В издательство, где Набоков, теперь уже заметная личность, неоднократно печатался, прислал свой рассказ В. Яновский. Редактор обратился к Набокову с просьбой сказать несколько слов о русском писателе, рассказ которого лежал у него на столе и готовился в печать. Набоков без промедления прислал свой отзыв в редакцию. Среди множества слов можно выделить два места в письме Набокова: «солдафон» и «он не умеет писать». Хороших слов для соотечественника у Набокова не нашлось.

Мало того, что Набоков плохо отозвался о русском писателе, так он ещё припугнул редактора возможным нашествием русских писателей, которым надо было где-то печататься. Вот уж удивился, наверное, американец!

Русские литераторы и в Америку притащили «трамвайные нравы» (термин Н. Гумилёва) междусобойных отношений, зародившиеся в «Серебряном веке» русской литературы: сам влез в трамвай – не дай влезть другому, тесно будет.

Велико разочарование Яновского, такого он явно не ожидал: в чужой стране один русский писатель отказывает в помощи другому, да ещё и охаивает того перед американцем. Письмо Набокова редактору Яновский впоследствии (после смерти Набокова в 1977 году) нашёл в архиве и вставил этот сюжет в свою книгу.

Остракизм Набокова тем более непонятен современникам, да и нам тоже, если учесть, что сам он от помощи соотечественников не отказывался и охотно принимал как моральную поддержку, так и материальную. Очевидно, он считал, что гениям, таким как он, человечество обязано всем только лишь по факту их существования.

Теперь, когда мы знаем мнение современников о Набокове, дадим слово самому Набокову – что он думал по поводу парижского сообщества литераторов. Как и в предыдущих случаях использования мемуаров, обратимся к автобиографичной книге Набокова «Другие берега», написанной в Америке в 1966 году – одной из двух книг (ещё роман «Лолита»), написанных на русском языке.

«Русских литераторов набралось за границей чрезвычайно много, и я знавал среди них людей бескорыстных и героических…В этом мирке, где царили грусть и гнильца, от поэзии требовалось, чтобы она была чем-то соборным, круговым, каким-то коллективом тлеющих лириков, общим местом с наружным видом плеяды – и меня туда не тянуло…», – так оценил Набоков в общем русскую литературную эмиграцию.

Выделил он немногих, посвятив несколько строк каждому.

С «большой благодарностью» вспомнил И.В. Гессена, главного редактора журнала «Руль», позволявшего ему печатать свои «незрелые стихи».

Заметил «человечнейшего человека» – И.И. Фондаминского, пользующегося уважением у всех эмигрантов.

Однажды с Цветаевой совершил «странную лирическую прогулку» по каким-то парижским холмам.

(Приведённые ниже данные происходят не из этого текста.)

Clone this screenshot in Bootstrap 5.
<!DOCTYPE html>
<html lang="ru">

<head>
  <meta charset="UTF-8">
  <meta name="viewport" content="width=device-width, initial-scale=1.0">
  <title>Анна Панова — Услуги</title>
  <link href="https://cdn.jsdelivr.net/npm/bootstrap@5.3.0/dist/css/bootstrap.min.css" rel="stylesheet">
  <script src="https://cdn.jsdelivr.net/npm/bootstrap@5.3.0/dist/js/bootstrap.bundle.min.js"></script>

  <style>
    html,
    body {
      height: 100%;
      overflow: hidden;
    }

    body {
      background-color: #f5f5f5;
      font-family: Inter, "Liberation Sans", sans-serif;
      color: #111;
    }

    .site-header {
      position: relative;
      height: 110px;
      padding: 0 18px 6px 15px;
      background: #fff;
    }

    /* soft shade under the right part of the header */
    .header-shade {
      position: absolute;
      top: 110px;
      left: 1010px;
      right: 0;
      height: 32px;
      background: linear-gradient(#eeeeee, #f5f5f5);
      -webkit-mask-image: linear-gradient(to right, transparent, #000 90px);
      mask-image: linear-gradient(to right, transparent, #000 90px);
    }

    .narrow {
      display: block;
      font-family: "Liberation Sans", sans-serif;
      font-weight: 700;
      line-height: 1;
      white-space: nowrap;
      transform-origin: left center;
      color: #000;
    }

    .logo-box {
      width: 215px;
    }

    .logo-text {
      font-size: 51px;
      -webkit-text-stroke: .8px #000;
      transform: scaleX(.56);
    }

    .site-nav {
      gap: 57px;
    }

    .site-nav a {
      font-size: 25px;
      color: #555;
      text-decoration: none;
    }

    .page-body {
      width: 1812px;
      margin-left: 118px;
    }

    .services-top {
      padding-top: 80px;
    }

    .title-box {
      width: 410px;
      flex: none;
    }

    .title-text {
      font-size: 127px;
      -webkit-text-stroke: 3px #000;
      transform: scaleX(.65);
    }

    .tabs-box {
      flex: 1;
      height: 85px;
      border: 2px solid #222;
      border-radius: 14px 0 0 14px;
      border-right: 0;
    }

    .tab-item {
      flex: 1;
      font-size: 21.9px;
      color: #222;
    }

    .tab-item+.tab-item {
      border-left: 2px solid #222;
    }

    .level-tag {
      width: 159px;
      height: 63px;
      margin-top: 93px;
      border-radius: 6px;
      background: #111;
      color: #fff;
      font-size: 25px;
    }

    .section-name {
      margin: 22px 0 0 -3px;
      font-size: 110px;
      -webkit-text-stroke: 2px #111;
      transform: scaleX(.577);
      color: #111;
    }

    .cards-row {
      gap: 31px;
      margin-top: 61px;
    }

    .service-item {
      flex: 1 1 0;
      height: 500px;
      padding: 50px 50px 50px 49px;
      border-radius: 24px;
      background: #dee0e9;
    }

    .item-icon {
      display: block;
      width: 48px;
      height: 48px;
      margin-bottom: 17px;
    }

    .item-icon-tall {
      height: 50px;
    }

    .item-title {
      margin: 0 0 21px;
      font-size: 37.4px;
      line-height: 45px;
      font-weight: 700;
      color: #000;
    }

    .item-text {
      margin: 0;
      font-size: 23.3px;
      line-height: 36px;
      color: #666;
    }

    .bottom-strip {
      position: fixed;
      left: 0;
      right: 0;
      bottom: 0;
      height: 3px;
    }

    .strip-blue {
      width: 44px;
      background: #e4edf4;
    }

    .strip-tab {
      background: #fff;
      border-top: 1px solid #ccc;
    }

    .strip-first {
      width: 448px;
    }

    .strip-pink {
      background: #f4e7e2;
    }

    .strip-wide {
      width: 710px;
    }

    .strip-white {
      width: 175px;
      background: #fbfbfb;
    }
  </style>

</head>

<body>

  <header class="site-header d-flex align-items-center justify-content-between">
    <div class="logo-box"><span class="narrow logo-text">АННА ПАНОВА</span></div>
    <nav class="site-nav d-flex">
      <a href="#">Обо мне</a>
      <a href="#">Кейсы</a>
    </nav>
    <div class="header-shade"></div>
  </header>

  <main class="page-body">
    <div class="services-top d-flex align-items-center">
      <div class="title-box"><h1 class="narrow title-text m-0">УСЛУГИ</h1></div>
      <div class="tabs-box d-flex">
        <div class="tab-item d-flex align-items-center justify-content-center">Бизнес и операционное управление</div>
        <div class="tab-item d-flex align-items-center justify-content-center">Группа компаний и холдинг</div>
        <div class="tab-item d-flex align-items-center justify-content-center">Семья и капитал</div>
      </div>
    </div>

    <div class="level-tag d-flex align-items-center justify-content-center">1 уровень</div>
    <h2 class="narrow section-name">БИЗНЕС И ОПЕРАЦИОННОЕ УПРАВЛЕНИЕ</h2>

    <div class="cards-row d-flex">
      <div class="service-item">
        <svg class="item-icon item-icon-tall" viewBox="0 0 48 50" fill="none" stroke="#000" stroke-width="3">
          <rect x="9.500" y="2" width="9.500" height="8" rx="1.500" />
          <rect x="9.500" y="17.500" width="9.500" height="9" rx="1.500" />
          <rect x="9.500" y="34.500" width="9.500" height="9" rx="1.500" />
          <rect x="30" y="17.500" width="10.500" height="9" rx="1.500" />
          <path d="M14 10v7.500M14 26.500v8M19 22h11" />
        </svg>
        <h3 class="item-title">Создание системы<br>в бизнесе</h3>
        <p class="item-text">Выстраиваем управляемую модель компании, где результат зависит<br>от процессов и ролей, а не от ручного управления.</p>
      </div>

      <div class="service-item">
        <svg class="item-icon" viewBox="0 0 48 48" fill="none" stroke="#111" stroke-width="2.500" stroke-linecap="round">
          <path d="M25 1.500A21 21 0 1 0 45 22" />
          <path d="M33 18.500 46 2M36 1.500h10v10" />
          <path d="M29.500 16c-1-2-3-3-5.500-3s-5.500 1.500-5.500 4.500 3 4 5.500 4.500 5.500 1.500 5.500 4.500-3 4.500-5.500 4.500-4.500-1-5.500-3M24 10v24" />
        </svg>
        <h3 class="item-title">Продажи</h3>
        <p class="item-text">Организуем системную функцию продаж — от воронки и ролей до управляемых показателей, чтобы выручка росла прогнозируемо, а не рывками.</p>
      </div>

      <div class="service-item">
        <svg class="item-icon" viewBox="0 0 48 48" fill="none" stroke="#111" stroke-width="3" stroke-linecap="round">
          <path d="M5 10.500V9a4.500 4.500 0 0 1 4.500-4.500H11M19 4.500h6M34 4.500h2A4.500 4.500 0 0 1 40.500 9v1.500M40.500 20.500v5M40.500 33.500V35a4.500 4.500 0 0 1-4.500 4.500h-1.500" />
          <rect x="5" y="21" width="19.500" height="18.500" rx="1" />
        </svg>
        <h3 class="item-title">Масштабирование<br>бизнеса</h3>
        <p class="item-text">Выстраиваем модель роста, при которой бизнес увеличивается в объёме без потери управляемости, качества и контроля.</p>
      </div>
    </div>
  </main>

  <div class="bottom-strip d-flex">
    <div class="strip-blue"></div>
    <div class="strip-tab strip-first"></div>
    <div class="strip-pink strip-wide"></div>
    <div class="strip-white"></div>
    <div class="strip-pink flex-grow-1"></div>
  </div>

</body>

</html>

Вспомнил Куприна, «…под дождём и жёлтыми листьями поднимающего издали в виде приветствия бутылку красного вина».

Отметил «проницательный ум и милую сдержанность» Алданова.

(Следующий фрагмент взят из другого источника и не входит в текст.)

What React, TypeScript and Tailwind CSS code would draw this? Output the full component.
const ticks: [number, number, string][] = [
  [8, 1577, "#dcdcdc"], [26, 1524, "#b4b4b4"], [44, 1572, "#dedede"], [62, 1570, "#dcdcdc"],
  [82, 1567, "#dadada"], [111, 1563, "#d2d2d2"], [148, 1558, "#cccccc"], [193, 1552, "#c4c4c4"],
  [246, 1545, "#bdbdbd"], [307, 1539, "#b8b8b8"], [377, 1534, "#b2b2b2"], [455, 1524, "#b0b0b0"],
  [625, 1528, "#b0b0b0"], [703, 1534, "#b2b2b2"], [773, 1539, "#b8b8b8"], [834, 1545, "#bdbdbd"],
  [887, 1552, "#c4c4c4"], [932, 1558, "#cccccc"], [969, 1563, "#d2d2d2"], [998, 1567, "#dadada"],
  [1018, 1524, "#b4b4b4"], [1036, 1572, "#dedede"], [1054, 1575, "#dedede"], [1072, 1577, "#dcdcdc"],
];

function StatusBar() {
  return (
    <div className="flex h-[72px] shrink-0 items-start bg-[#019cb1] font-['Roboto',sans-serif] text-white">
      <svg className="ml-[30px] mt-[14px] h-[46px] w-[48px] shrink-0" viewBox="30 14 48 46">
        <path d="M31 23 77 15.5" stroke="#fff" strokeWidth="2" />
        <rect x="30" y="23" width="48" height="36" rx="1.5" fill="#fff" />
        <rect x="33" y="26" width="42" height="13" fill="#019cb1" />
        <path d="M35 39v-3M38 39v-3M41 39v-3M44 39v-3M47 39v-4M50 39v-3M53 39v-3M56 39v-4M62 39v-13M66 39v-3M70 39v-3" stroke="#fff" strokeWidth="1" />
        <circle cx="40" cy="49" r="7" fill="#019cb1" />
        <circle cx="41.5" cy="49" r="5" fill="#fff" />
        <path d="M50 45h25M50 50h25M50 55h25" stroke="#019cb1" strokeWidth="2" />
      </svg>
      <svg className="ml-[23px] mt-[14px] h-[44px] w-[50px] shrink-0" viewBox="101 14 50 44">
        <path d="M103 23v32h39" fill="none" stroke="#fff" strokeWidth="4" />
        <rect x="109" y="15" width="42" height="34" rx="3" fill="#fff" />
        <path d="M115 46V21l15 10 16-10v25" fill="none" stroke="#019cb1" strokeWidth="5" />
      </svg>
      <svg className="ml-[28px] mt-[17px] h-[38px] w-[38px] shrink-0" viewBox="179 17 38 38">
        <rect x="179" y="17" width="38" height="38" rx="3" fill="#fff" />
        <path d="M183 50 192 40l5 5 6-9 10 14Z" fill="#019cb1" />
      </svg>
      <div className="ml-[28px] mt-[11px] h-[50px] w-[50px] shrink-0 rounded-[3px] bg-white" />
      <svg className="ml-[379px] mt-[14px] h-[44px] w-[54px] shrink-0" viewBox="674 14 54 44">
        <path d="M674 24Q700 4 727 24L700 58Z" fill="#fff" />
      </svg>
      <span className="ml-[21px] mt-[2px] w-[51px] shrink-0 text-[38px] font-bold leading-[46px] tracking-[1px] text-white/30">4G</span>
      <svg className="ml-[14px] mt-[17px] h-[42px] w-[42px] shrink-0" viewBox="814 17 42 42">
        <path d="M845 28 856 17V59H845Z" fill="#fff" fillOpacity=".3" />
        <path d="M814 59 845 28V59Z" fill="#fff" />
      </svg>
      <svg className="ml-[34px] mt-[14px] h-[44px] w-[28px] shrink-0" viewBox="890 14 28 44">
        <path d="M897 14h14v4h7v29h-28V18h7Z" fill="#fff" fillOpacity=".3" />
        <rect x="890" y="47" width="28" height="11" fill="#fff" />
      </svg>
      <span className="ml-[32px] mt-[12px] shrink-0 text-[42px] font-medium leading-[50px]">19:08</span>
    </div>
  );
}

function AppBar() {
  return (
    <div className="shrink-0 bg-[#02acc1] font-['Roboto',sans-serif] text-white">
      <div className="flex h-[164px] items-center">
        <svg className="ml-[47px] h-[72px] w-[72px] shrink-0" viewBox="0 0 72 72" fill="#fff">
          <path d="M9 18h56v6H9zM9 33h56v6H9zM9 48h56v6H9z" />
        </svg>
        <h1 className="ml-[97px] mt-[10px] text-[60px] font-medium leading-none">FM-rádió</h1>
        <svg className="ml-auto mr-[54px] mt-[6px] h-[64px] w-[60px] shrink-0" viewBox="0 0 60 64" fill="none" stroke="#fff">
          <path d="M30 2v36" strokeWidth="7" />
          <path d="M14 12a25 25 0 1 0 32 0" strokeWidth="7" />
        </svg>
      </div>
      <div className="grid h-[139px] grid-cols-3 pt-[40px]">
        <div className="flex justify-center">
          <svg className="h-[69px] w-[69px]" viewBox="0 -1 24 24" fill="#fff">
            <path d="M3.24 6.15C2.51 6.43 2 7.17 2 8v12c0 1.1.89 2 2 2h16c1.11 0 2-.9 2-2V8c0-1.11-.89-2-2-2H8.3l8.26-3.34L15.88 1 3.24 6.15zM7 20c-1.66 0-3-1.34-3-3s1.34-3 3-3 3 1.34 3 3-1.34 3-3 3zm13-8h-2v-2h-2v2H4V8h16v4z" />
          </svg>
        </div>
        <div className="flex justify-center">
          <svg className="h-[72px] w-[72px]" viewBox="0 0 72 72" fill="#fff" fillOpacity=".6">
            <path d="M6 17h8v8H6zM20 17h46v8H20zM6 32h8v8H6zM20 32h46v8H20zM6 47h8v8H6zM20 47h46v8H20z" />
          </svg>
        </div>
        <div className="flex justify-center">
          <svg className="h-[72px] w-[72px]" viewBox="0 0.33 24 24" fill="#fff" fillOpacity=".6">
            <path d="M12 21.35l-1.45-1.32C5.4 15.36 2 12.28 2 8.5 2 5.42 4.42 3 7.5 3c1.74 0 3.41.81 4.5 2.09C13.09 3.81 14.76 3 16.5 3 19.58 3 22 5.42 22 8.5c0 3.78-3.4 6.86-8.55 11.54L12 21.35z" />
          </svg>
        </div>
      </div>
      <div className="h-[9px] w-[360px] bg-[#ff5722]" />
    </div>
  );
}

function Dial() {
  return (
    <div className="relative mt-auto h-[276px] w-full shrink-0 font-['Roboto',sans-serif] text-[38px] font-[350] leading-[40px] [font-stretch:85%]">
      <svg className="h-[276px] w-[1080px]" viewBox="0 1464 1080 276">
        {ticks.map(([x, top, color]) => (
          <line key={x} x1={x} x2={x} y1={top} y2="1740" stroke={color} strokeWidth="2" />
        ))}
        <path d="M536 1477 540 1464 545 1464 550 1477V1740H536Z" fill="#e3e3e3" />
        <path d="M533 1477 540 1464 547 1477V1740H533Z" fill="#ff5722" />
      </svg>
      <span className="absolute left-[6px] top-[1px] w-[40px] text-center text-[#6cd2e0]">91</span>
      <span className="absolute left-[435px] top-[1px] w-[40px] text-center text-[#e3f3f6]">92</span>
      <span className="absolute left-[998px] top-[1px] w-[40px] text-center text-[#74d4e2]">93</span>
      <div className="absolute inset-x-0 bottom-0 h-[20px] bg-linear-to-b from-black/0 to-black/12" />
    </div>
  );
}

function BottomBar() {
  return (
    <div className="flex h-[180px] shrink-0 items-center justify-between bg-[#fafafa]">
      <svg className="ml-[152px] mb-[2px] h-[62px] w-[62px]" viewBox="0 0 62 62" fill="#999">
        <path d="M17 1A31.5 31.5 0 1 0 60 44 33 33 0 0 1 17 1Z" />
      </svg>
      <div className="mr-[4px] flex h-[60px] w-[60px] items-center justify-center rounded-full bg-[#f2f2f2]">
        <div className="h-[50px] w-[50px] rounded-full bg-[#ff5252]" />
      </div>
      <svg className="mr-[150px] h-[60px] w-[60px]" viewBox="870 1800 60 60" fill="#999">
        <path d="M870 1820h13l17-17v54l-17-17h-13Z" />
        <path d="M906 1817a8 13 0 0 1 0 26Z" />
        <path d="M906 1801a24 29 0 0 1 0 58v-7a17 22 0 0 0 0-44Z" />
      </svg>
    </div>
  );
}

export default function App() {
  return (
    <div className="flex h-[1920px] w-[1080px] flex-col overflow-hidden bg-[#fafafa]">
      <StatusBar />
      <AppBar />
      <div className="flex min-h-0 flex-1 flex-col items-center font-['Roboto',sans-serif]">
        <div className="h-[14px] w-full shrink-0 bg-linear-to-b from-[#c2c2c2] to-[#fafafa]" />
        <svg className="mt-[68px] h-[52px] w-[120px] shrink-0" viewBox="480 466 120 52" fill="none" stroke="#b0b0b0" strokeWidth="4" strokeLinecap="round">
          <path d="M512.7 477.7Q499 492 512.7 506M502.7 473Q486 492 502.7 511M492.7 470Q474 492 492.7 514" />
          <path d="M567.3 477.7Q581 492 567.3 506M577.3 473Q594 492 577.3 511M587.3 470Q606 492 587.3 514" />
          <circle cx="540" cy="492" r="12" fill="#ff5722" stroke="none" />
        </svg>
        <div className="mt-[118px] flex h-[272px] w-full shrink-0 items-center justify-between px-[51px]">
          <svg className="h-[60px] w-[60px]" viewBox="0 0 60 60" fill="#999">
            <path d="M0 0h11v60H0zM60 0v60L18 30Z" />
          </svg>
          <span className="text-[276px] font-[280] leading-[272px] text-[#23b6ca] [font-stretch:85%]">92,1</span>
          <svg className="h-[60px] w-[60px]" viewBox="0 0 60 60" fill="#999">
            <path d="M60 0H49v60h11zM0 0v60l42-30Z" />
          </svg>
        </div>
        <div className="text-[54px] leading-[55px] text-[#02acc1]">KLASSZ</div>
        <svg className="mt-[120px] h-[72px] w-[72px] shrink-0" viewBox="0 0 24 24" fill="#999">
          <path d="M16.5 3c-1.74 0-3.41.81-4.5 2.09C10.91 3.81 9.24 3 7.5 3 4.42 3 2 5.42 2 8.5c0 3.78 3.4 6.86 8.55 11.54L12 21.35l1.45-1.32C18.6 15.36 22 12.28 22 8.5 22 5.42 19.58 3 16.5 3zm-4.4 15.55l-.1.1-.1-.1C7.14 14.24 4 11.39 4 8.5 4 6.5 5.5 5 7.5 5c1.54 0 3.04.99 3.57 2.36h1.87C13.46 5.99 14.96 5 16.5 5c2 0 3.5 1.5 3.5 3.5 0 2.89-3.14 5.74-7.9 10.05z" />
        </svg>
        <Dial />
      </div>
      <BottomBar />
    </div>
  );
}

Хорошо знал Айхенвальда, «человека мягкой души и твёрдых правил», которого уважал, как «критика, терзавшего Брюсовых и Горьких в прошлом».

Оценил «поэтический гений» Ходасевича, презиравшего славу и ненавидящего продажность, пошлость и подлость, а потому «нажившего себе много влиятельных врагов».

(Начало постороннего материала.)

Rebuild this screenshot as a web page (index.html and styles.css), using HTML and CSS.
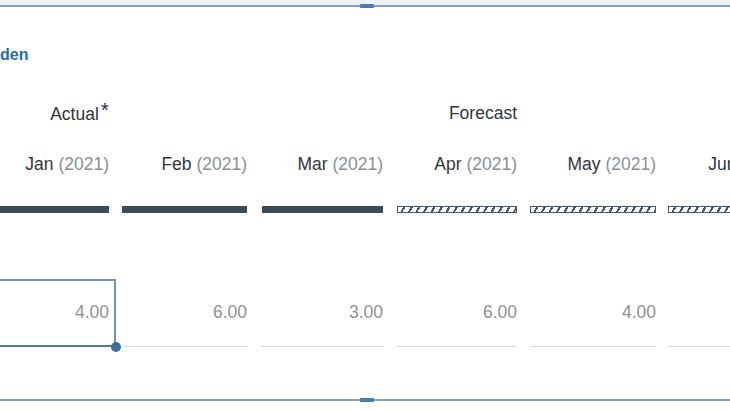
FILE: index.html
```html
<!DOCTYPE html>
<html>
<head>
<meta charset="utf-8">
<link rel="stylesheet" href="styles.css">
</head>
<body>
<div class="strip"></div>
<div class="frame">
  <span class="handle handle-top"></span>
  <span class="handle handle-bottom"></span>
  <div class="link">den</div>
  <div class="row groups">
    <div class="cell">Actual<span class="star">*</span></div>
    <div class="cell"></div>
    <div class="cell"></div>
    <div class="cell">Forecast</div>
    <div class="cell"></div>
    <div class="cell"></div>
  </div>
  <div class="row months">
    <div class="cell">Jan <span class="yr">(2021)</span></div>
    <div class="cell">Feb <span class="yr">(2021)</span></div>
    <div class="cell">Mar <span class="yr">(2021)</span></div>
    <div class="cell">Apr <span class="yr">(2021)</span></div>
    <div class="cell">May <span class="yr">(2021)</span></div>
    <div class="cell">Jun <span class="yr">(2021)</span></div>
  </div>
  <div class="row bars">
    <div class="cell bar"></div>
    <div class="cell bar"></div>
    <div class="cell bar"></div>
    <div class="cell bar hatch"></div>
    <div class="cell bar hatch"></div>
    <div class="cell bar hatch"></div>
  </div>
  <div class="row values">
    <div class="cell val selected">4.00<span class="dot"></span></div>
    <div class="cell val">6.00</div>
    <div class="cell val">3.00</div>
    <div class="cell val">6.00</div>
    <div class="cell val">4.00</div>
    <div class="cell val"></div>
  </div>
</div>
</body>
</html>
```
FILE: styles.css
```css
html, body {
  margin: 0;
  padding: 0;
  width: 730px;
  height: 410px;
  overflow: hidden;
  background: #ffffff;
  font-family: "Liberation Sans", Arial, sans-serif;
  color: #32363a;
}
.strip {
  height: 5px;
  background: #eef1f4;
}
.frame {
  position: relative;
  box-sizing: border-box;
  height: 396px;
  border-top: 2px solid #7f9fc6;
  border-bottom: 2px solid #7f9fc6;
}
.handle {
  position: absolute;
  left: 360px;
  width: 14px;
  height: 4px;
  background: #4a7bb3;
  border-radius: 1px;
  z-index: 2;
}
.handle-top { top: -3px; }
.handle-bottom { bottom: -3px; }
.link {
  padding-top: 38px;
  font-size: 16px;
  line-height: 20px;
  font-weight: bold;
  color: #1f6bb5;
}
.row {
  display: flex;
  margin-left: -15px;
}
.cell {
  flex: none;
  width: 124px;
  text-align: right;
  font-size: 17.5px;
  line-height: 22px;
  white-space: nowrap;
}
.row > .cell:nth-child(2) { margin-left: 13px; width: 125px; }
.row > .cell:nth-child(3) { margin-left: 15px; width: 121px; }
.row > .cell:nth-child(4) { margin-left: 14px; width: 120px; }
.row > .cell:nth-child(5) { margin-left: 13px; width: 126px; }
.row > .cell:nth-child(6) { margin-left: 12px; width: 124px; }
.groups { margin-top: 37px; }
.star {
  font-size: 21px;
  position: relative;
  top: -3px;
  margin-left: 2px;
}
.months { margin-top: 28px; }
.yr { color: #8a9096; }
.bars { margin-top: 31px; }
.bar {
  height: 7px;
  background: #3f4a57;
}
.bar.hatch {
  box-sizing: border-box;
  border: 1px solid #4a5664;
  background: repeating-linear-gradient(120deg, #ffffff 0 4.5px, #4a5664 4.5px 6.5px);
}
.values { margin-top: 66px; }
.val {
  position: relative;
  box-sizing: border-box;
  height: 68px;
  line-height: 66px;
  color: #8d9195;
  border-bottom: 1px solid #d6d6d6;
}
.val.selected {
  border-bottom-color: transparent;
}
.val.selected::after {
  content: "";
  position: absolute;
  left: 0;
  right: -7px;
  top: 0;
  bottom: -1px;
  border: 2px solid #6d90b9;
  border-left: none;
  border-bottom-color: #4f78a6;
}
.dot {
  position: absolute;
  right: -12px;
  bottom: -6px;
  width: 10px;
  height: 10px;
  border-radius: 50%;
  background: #3e6b9b;
  z-index: 1;
}
```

Признался, что «любил книги Бунина в отрочестве», а позже «предпочитал его удивительные струящиеся стихи той парчовой прозе, которой он был знаменит». Не состоялось у них приятного общения, когда однажды в Париже Бунин (уже Нобелевский лауреат) пригласил Набокова в ресторан для задушевной беседы. Бунин был просто озадачен равнодушием Набокова к рябчику под водочку и раздражён отказом молодого писателя «распахнуть душу». И сказал ему напоследок пророческие слова: «Вы умрёте в страшных мучениях и совершенном одиночестве», которые сбылись только частично – Набоков умер в 1977 году, но без мучений и не в таком уж одиночестве.

Из этих цитат видно, что Набоков уважал в других людях честность, человеколюбие, литературный талант, бескорыстие, но почему-то в самом себе эти свойства (кроме таланта) отрицал, стеснялся их проявления на людях, всячески подчёркивал свою индивидуальность и постоянное стремление идти в одиночестве против течения.

На последней странице мемуарной книги «Поля Елисейские» Яновский делает заключительный аккорд в характеристике Набокова: «Набоков принадлежал к тому весьма распространённому типу художников, которые чувствуют потребность растоптать вокруг себя всё живое, чтобы осознать себя гениями».

Из этого определения так и просится высказать наше наивное детское, но точное по сути: «…чтобы осознать себя шишкой на ровном месте».

И вправду, в Париже и в Америке Владимир Набоков ощущал себя гениальным писателем. А у гениев, как давно замечено, и не только среди писателей, порядочность часто становится обузой, утяжеляющей лёгкость творческого полёта.
 
Ради их гениальности восторженные современники и потомки всё им прощают и готовы на руках носить. За исключением тех уязвлённых современников, кому от гениев порядком досталось злых насмешек и даже оскорблений. Тому в истории мы немало примеров знаем.